Now these souls that John saw are “under the altar.” Not one of the first six seals, of which this is the fifth, pictures events in the presence of God in heaven; all deal with affairs of earth, or as seen from the earth. This altar, then, is not in heaven. There is an altar in heaven pictured in the book, but it is specified as being the “golden altar,” that is, the one for incense (comp. Exodus 30:3), and as being “before the throne” or “before God” (Revelation 8:3, Revelation 9:13). In this book “before the throne” always means the upper heavens. But this other altar is one of sacrifice, though not of atoning sacrifice. We Christians have an altar of atoning sacrifice (Hebrews 13:10): it is the cross of Jesus, the Lamb of God. But that is not in view here. The picture is really quite simple. The brazen altar of sacrifice in the tabernacle was square and hollow, with a grating upon which rested the wood and the victims. When the fire had done its work the remains of the sacrifice fell through the grating to beneath the altar, whence they could be removed on occasion. Now the place, the “altar,” where these martyrs of Christ sacrificed person and life in His cause is obviously this earth, and thus this vision simply declares what we have seen from other scriptures, that the place of the dead is under the earth: “He descended into the lower parts of the earth”; whence those still there will be removed at resurrection.
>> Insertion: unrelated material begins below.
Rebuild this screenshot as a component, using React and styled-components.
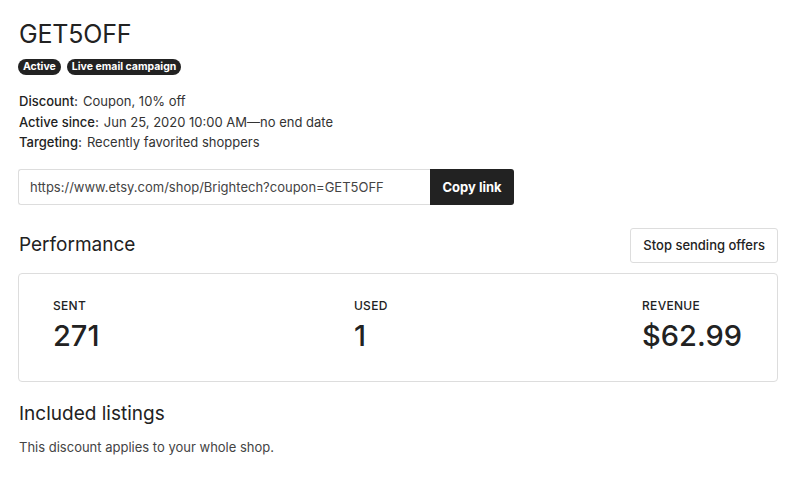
import React from "react";
import styled, { createGlobalStyle } from "styled-components";

const Global = createGlobalStyle`
  html, body { margin: 0; padding: 0; background: #fff; }
  body { font-family: Inter, "Noto Sans", Arial, sans-serif; color: #222; -webkit-font-smoothing: antialiased; }
  * { box-sizing: border-box; }
`;

const Page = styled.div`
  padding: 18px 22px 20px 18px;
  display: flex;
  flex-direction: column;
`;

const Title = styled.h1`
  margin: 0 0 0 1px;
  font-size: 25px;
  font-weight: 400;
  line-height: 32px;
  letter-spacing: -0.2px;
`;

const Badges = styled.div`
  display: flex;
  gap: 6px;
  margin-top: 9px;
`;

const Badge = styled.span`
  background: #222;
  color: #fff;
  font-size: 10.5px;
  font-weight: 700;
  line-height: 16px;
  height: 16px;
  padding: 0 5px;
  border-radius: 8px;
`;

const Details = styled.div`
  margin-top: 16px;
  display: flex;
  flex-direction: column;
  margin-left: 1px;
`;

const DetailRow = styled.div`
  font-size: 13px;
  line-height: 20.5px;
  color: #333;
`;

const Label = styled.span`
  font-weight: 500;
  color: #222;
  margin-right: 5px;
`;

const LinkRow = styled.div`
  display: flex;
  margin-top: 16px;
  width: 496px;
`;

const UrlField = styled.div`
  flex: 1;
  height: 36px;
  border: 1px solid #ddd;
  border-right: none;
  border-radius: 3px 0 0 3px;
  padding: 0 11px;
  display: flex;
  align-items: center;
  font-size: 13px;
  color: #444;
`;

const DarkButton = styled.button`
  width: 84px;
  height: 36px;
  background: #222;
  color: #fff;
  border: none;
  border-radius: 0 3px 3px 0;
  font-family: inherit;
  font-size: 13px;
  font-weight: 700;
`;

const SectionHead = styled.div`
  display: flex;
  justify-content: space-between;
  align-items: center;
  margin-top: 23px;
`;

const H2 = styled.h2`
  margin: 0 0 0 1px;
  font-size: 19px;
  font-weight: 400;
  line-height: 24px;
`;

const OutlineButton = styled.button`
  height: 35px;
  padding: 0 12px;
  background: #fff;
  border: 1px solid #ddd;
  border-radius: 3px;
  font-family: inherit;
  font-size: 13px;
  font-weight: 500;
  color: #222;
`;

const Card = styled.div`
  margin-top: 10px;
  border: 1px solid #ddd;
  border-radius: 4px;
  height: 109px;
  padding: 24px 35px 0 34px;
  display: flex;
  justify-content: space-between;
  align-items: flex-start;
`;

const Stat = styled.div`
  display: flex;
  flex-direction: column;
`;

const StatLabel = styled.div`
  font-size: 12px;
  font-weight: 500;
  line-height: 16px;
  letter-spacing: 0.3px;
`;

const StatValue = styled.div`
  font-size: 29px;
  font-weight: 500;
  line-height: 36px;
  margin-top: 4px;
`;

const ListingsHead = styled(H2)`
  margin-top: 20px;
`;

const Note = styled.p`
  margin: 12px 0 0 1px;
  font-size: 13px;
  line-height: 18px;
  color: #444;
`;

export default function App() {
  return (
    <>
      <Global />
      <Page>
        <Title>GET5OFF</Title>
        <Badges>
          <Badge>Active</Badge>
          <Badge>Live email campaign</Badge>
        </Badges>
        <Details>
          <DetailRow><Label>Discount:</Label>Coupon, 10% off</DetailRow>
          <DetailRow><Label>Active since:</Label>Jun 25, 2020 10:00 AM—no end date</DetailRow>
          <DetailRow><Label>Targeting:</Label>Recently favorited shoppers</DetailRow>
        </Details>
        <LinkRow>
          <UrlField>https://www.etsy.com/shop/Brightech?coupon=GET5OFF</UrlField>
          <DarkButton>Copy link</DarkButton>
        </LinkRow>
        <SectionHead>
          <H2>Performance</H2>
          <OutlineButton>Stop sending offers</OutlineButton>
        </SectionHead>
        <Card>
          <Stat><StatLabel>SENT</StatLabel><StatValue>271</StatValue></Stat>
          <Stat><StatLabel>USED</StatLabel><StatValue>1</StatValue></Stat>
          <Stat><StatLabel>REVENUE</StatLabel><StatValue>$62.99</StatValue></Stat>
        </Card>
        <ListingsHead>Included listings</ListingsHead>
        <Note>This discount applies to your whole shop.</Note>
      </Page>
    </>
  );
}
Since these pages were written I have learned that this was the explanation of the earliest known Latin commentator on the Apocalypse, Victorihus of Pettau (died 303). Mr. F. F. Bruce summarized this in The Evangelical Quarterly (Oct., 1938) as follows: “The altar (6:9) is the earth: the brazen altar of burnt‑offering and the golden altar of incense in the Tabernacle correspond to earth and heaven respectively. The souls under the altar, therefore, are in Hades, in that depart­ment of it which is ‘remote from pains and fires, the rest of the saints’. ” This confirms Bishop Pearson cited above as to the view held in the earliest Christian centuries. A great deal more concerning Hades can be learned from Scripture, but it would require separate treatment. Here we deal with the matter only as connected with the subject in hand.

It is true, as above indicated on Hebrews 12:23,that the words soul and spirit take, by much usage, shades of meaning derived from their primary sense. The student will discover these, and will not be confused thereby if only the primary, dominant sense of each has been first grasped firmly. And keeping that sense before him, we believe he will find it to illuminate many obscure scriptures and subjects to see that the soul is the person ‑ a living soul while on earth ‑ a dead soul while in the underworld ‑ and to be made alive in im­mortality at the resurrection, with a body of glory incor­ruptible, indestructible. The term “immortal soul” is incorrect and misleading when used of our present state or of the dead. To be immortal is to be incapable of dying. Man is not this as yet. Neither the innocent humanity of Adam, nor even the sinless humanity of Jesus was immortal, for both were capable of dying, and did in fact die. But the saved of men will become immortal in resurrection, as the man Christ Jesus did. The soul, the man, has now endless existence but not immortality, in the proper sense of the word, until resurrection; and then only the saved will be incapable of dying; the lost will exist for ever, but in a state termed “dead,” the “second death.”

We rightly describe death as a “dissolution,” for the partnership between man’s spirit and soul and body is dis­solved. Of our Lord in resurrection we read the glorious fact that “He liveth in the power of indissoluble life” and “death no more hath dominion over Him” (Hebrews 7:16; Romans 6:9-10). This life His people will share for ever and ever. But for them, as for Him, it can be reached only by resurrection or rapture, never by death. It will be no small profit from this discussion if it be seen that the opinion that the believer goes at death to glory diminishes the sense of need of resurrection or rapture, and consequently of the return of Christ when these will take place; and also if it thus cause some hearts to feel that these events are utterly indispensable, the proper, the blessed hope of the believer. As Peter exhorts, let us “set our hope perfectly [that is, undividedly] on the favour that is being brought unto us at the revelation of Jesus Christ” (1 Peter 1:13).